Send back all the data below, exactly as given.

*Given information*.
^^^^^^^^^^^^^^^^
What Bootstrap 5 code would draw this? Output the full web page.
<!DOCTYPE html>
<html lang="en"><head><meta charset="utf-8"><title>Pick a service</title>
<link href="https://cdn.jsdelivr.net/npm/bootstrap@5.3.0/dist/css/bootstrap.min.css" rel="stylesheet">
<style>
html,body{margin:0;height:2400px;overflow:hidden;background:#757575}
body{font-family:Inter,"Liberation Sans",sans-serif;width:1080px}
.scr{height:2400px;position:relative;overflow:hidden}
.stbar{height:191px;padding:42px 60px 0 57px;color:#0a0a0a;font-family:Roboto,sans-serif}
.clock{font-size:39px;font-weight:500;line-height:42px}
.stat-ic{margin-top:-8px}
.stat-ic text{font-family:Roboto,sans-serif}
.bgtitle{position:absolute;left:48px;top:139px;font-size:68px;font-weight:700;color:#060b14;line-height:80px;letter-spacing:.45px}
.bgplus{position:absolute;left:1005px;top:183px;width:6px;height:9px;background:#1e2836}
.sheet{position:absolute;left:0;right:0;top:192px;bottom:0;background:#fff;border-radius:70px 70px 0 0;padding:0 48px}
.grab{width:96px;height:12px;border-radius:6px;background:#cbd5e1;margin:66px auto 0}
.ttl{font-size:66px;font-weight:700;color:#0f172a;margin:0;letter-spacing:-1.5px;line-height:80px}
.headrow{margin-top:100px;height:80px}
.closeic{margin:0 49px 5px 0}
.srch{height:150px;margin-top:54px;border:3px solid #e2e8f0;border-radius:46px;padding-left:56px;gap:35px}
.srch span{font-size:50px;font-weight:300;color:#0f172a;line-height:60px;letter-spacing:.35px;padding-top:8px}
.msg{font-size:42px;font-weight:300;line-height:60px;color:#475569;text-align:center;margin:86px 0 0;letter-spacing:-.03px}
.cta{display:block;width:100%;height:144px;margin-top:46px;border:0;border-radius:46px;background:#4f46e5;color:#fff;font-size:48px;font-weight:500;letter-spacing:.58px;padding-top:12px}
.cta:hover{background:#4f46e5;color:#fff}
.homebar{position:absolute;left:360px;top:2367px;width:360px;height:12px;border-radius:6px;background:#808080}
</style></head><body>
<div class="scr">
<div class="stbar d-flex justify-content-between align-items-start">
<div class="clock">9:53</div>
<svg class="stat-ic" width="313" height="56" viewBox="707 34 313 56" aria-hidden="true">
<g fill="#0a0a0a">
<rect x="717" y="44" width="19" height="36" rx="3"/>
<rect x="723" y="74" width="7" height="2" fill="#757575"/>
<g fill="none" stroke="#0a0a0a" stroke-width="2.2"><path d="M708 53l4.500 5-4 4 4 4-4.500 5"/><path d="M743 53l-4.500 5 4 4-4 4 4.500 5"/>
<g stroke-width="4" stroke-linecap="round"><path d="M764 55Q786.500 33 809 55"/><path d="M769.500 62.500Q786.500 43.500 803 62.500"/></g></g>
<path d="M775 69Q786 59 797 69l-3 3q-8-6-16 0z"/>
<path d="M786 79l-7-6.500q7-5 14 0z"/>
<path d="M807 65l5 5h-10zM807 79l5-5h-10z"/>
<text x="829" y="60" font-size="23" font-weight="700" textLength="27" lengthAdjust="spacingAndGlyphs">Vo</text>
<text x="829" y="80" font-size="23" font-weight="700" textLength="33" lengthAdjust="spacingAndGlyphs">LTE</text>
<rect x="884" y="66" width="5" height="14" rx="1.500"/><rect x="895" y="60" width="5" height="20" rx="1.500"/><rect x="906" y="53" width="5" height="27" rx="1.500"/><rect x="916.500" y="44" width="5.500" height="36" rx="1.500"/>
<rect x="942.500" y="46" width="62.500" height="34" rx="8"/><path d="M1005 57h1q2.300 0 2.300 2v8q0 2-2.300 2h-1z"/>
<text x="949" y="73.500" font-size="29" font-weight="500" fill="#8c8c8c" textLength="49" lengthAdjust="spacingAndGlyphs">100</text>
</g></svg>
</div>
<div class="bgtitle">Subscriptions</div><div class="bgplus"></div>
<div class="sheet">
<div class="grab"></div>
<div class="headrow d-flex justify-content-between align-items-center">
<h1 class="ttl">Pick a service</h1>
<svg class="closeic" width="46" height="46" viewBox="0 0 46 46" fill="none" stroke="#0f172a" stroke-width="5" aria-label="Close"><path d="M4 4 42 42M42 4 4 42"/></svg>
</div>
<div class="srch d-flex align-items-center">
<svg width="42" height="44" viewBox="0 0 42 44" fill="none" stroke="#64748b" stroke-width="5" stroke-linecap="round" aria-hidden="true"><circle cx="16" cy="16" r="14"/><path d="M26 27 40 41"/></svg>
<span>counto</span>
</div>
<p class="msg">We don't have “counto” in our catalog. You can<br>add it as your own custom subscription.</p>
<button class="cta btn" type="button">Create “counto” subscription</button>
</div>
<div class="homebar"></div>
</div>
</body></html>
^^^^^^^^^^^^^^^^
*Response*.
What Bootstrap 5 code would draw this? Output the full web page.
<!DOCTYPE html>
<html lang="en"><head><meta charset="utf-8"><title>Pick a service</title>
<link href="https://cdn.jsdelivr.net/npm/bootstrap@5.3.0/dist/css/bootstrap.min.css" rel="stylesheet">
<style>
html,body{margin:0;height:2400px;overflow:hidden;background:#757575}
body{font-family:Inter,"Liberation Sans",sans-serif;width:1080px}
.scr{height:2400px;position:relative;overflow:hidden}
.stbar{height:191px;padding:42px 60px 0 57px;color:#0a0a0a;font-family:Roboto,sans-serif}
.clock{font-size:39px;font-weight:500;line-height:42px}
.stat-ic{margin-top:-8px}
.stat-ic text{font-family:Roboto,sans-serif}
.bgtitle{position:absolute;left:48px;top:139px;font-size:68px;font-weight:700;color:#060b14;line-height:80px;letter-spacing:.45px}
.bgplus{position:absolute;left:1005px;top:183px;width:6px;height:9px;background:#1e2836}
.sheet{position:absolute;left:0;right:0;top:192px;bottom:0;background:#fff;border-radius:70px 70px 0 0;padding:0 48px}
.grab{width:96px;height:12px;border-radius:6px;background:#cbd5e1;margin:66px auto 0}
.ttl{font-size:66px;font-weight:700;color:#0f172a;margin:0;letter-spacing:-1.5px;line-height:80px}
.headrow{margin-top:100px;height:80px}
.closeic{margin:0 49px 5px 0}
.srch{height:150px;margin-top:54px;border:3px solid #e2e8f0;border-radius:46px;padding-left:56px;gap:35px}
.srch span{font-size:50px;font-weight:300;color:#0f172a;line-height:60px;letter-spacing:.35px;padding-top:8px}
.msg{font-size:42px;font-weight:300;line-height:60px;color:#475569;text-align:center;margin:86px 0 0;letter-spacing:-.03px}
.cta{display:block;width:100%;height:144px;margin-top:46px;border:0;border-radius:46px;background:#4f46e5;color:#fff;font-size:48px;font-weight:500;letter-spacing:.58px;padding-top:12px}
.cta:hover{background:#4f46e5;color:#fff}
.homebar{position:absolute;left:360px;top:2367px;width:360px;height:12px;border-radius:6px;background:#808080}
</style></head><body>
<div class="scr">
<div class="stbar d-flex justify-content-between align-items-start">
<div class="clock">9:53</div>
<svg class="stat-ic" width="313" height="56" viewBox="707 34 313 56" aria-hidden="true">
<g fill="#0a0a0a">
<rect x="717" y="44" width="19" height="36" rx="3"/>
<rect x="723" y="74" width="7" height="2" fill="#757575"/>
<g fill="none" stroke="#0a0a0a" stroke-width="2.2"><path d="M708 53l4.500 5-4 4 4 4-4.500 5"/><path d="M743 53l-4.500 5 4 4-4 4 4.500 5"/>
<g stroke-width="4" stroke-linecap="round"><path d="M764 55Q786.500 33 809 55"/><path d="M769.500 62.500Q786.500 43.500 803 62.500"/></g></g>
<path d="M775 69Q786 59 797 69l-3 3q-8-6-16 0z"/>
<path d="M786 79l-7-6.500q7-5 14 0z"/>
<path d="M807 65l5 5h-10zM807 79l5-5h-10z"/>
<text x="829" y="60" font-size="23" font-weight="700" textLength="27" lengthAdjust="spacingAndGlyphs">Vo</text>
<text x="829" y="80" font-size="23" font-weight="700" textLength="33" lengthAdjust="spacingAndGlyphs">LTE</text>
<rect x="884" y="66" width="5" height="14" rx="1.500"/><rect x="895" y="60" width="5" height="20" rx="1.500"/><rect x="906" y="53" width="5" height="27" rx="1.500"/><rect x="916.500" y="44" width="5.500" height="36" rx="1.500"/>
<rect x="942.500" y="46" width="62.500" height="34" rx="8"/><path d="M1005 57h1q2.300 0 2.300 2v8q0 2-2.300 2h-1z"/>
<text x="949" y="73.500" font-size="29" font-weight="500" fill="#8c8c8c" textLength="49" lengthAdjust="spacingAndGlyphs">100</text>
</g></svg>
</div>
<div class="bgtitle">Subscriptions</div><div class="bgplus"></div>
<div class="sheet">
<div class="grab"></div>
<div class="headrow d-flex justify-content-between align-items-center">
<h1 class="ttl">Pick a service</h1>
<svg class="closeic" width="46" height="46" viewBox="0 0 46 46" fill="none" stroke="#0f172a" stroke-width="5" aria-label="Close"><path d="M4 4 42 42M42 4 4 42"/></svg>
</div>
<div class="srch d-flex align-items-center">
<svg width="42" height="44" viewBox="0 0 42 44" fill="none" stroke="#64748b" stroke-width="5" stroke-linecap="round" aria-hidden="true"><circle cx="16" cy="16" r="14"/><path d="M26 27 40 41"/></svg>
<span>counto</span>
</div>
<p class="msg">We don't have “counto” in our catalog. You can<br>add it as your own custom subscription.</p>
<button class="cta btn" type="button">Create “counto” subscription</button>
</div>
<div class="homebar"></div>
</div>
</body></html>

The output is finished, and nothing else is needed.